This issue ends the "Dead Hand Saga." It’s not what you think. It’s not that thing where you sit on your hand until it goes numb and then… you know. It’s not that. It’s something else entirely. Since it’s been a few issues I’ll remind you that The Dead Hand is a robotic extension of the Armor Hunters. A living ball of robots that kill planets. A little more badass than the Deathstar just a little less badass than Unicron as far as automated giant planet destroyers go. After they wipe out The Vine home planet and take X-O’s ass to school they head toward Earth. It’s not looking good for our hero until he assembles a group of Armors to take out Dead Hand. First off my favorite thing about this is Aric, our Armor clad Manowar, just summons all the Armors and immediately asks where their king is. When he is confronted with the reality that the other Armors are more of a hive mind he just immediately announces that HE is their king. Brilliant, that is just so keeping with the character that they’ve spent 37 issues crafting. I can totally see him doing that which makes for a pitch perfect character note.
The other thing I like about this is how it compares to other books, most notably this month’s Jungle Jim, so I would like to do a little compare and contrast to explain both what this book does right and what Jim does wrong. Comic storytelling is a perpetual medium, it’s intended to go on forever. There is usually no end in sight unless you are some kind of indie comic or you are using the visual medium to tell a limited story. Big Man Plans clearly has an end in sight, something like X-O though will go on forever. Ideally. In that way comic writing is much like wrestling. Wrestling is intended to go on forever. They may not always use the same characters and they may use, reuse or drop plots but they are intended as long form storytelling. So I look towards the storytelling in wrestling to see how it should be done in comics. In wrestling you have your Babyface (the hero, in this case Aric) and you have your Heel (the villain, in this case Dead Hand) and you have a Program between the two (here it is the story arc, establishing threat, hero failing, hero regrouping, hero succeeding). Now in a successful Program you make your Babyface look vulnerable to the Heel and you let the Heel get some heat before blowing off the Program in a big event where the Babyface wins. The successful part is having something ready to go when it’s done. You have to look at where your Babyface is and what is he going to do next. Where is his momentum? He either has to fight the Heel again or work another Heel you’ve been preparing on the side. If your Babyface has no one to work, the crowd will turn on him, the ‘Face will lose is momentum and you can’t move on to the next Program. You’ll end up having to scrap the whole thing and do something else.
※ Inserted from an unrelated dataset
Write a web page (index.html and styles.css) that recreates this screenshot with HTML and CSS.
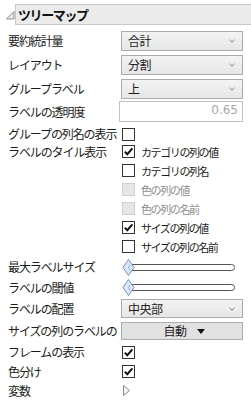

What does the wrestling lesson have to do with anything? Well, let’s look at the Program Robert Venditti just masterfully finished. We have our Babyface (Aric) and we like him, he’s a badass. The Vine get wiped out by the Heel (Dead Hand). Aric does a run in to try and save The Vine but the Heel gets the heat by beating up Aric. Aric regroups, attacks Dead Hand and wins. It’s what we all wanted. But here’s where it’s a good Program. There are hints that the Armor will eventually take over Aric. That’s potential New Heel #1. There is a flashback of the Armors destroying the Armor Hunters and along with a threat by Aric that if the Armors aren’t doing good he will take them out himself. That’s potential New Heel #2. Finally there is a hint that the Dead Hand will come back in a different form and there’s your rematch! We have a strong build-up, a satisfying ending and we’ve got 3 directions this story can go, any one of which could pay off at any time in a big way. It’s exciting because the Program was done so well that we can have confidence that the next Program will be just as good if not better.
On the other hand we have Jim. Our Babyface (Jim) comes in, jumps our Heel (Ming? It’s not real clear) and beats him unconscious, it’s barely even a fair fight that’s how badly Jim wins, before ending the Program with exactly zero potential Heels. I mean it will probably be Ming again but since he’s kind of Flash Gordon’s Heel, Flash will probably get that victory. The Program fails, our Babyface comes on too strong, our Heel comes off too weak and we end the Program flat-footed with nowhere to go. It’s a weak program that causes me to lose interest in any new Programs that might come up because this one was done so poorly.
This book is a winner. It’s the John Cena of comic books. Say what you will about John Cena, the guy looks strong when he needs to look strong, weak when he needs to look weak but more than anything you can count on him to deliver a Program. You can count on this book to deliver. It should be called the fucking Mail Man because of how regularly it delivers. If you aren’t reading THIS, you’re missing out. Don’t miss out.